Ten concrete actions this week

  1. Convert two freeform prompts into spec-driven templates with JSON schemas.
  2. Write 5 gold examples per core task; add pass/fail rubrics.
  3. Add a critic step to one workflow; measure defect rate change.
  4. Implement automatic schema validation with structured error messages.
  5. Introduce prompt IDs + changelog in your repo.
  6. Add token/latency logging and set budget thresholds.
  7. Build one retrieval-augmented variant; compare faithfulness.
  8. Create a fallback policy (retry short, switch model, escalate).
  9. Run a red-team session; record failure patterns and fixes.
  10. Publish a short internal report with before/after metrics.

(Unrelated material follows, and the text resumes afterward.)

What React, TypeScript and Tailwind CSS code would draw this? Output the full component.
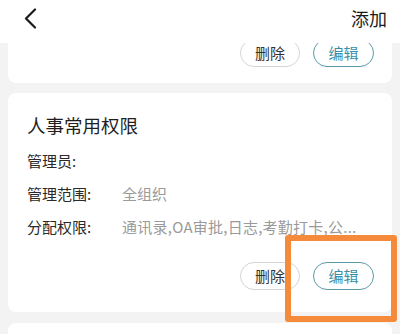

How to stay safe from layoffs

  • Own measurable outcomes, not just wording: show cost ↓, latency ↓, CSAT/accuracy ↑.
  • Be the operator of evals & governance—that’s the sticky, high-leverage work.
  • Bridge disciplines: UX language, data pipelines, and model APIs.
  • Document playbooks so your value scales across teams.
  • Keep a public/private portfolio (sanitized) that demonstrates impact, not prose.

Bottom line

Prompt engineering isn’t dying; it’s maturing into interface and systems engineering for AI. Treat prompts as versioned, testable contracts; wire them into retrieval, tools, and multi-agent loops; and own evaluation and governance. Do that, and you won’t just survive the next wave—you’ll be the one steering it.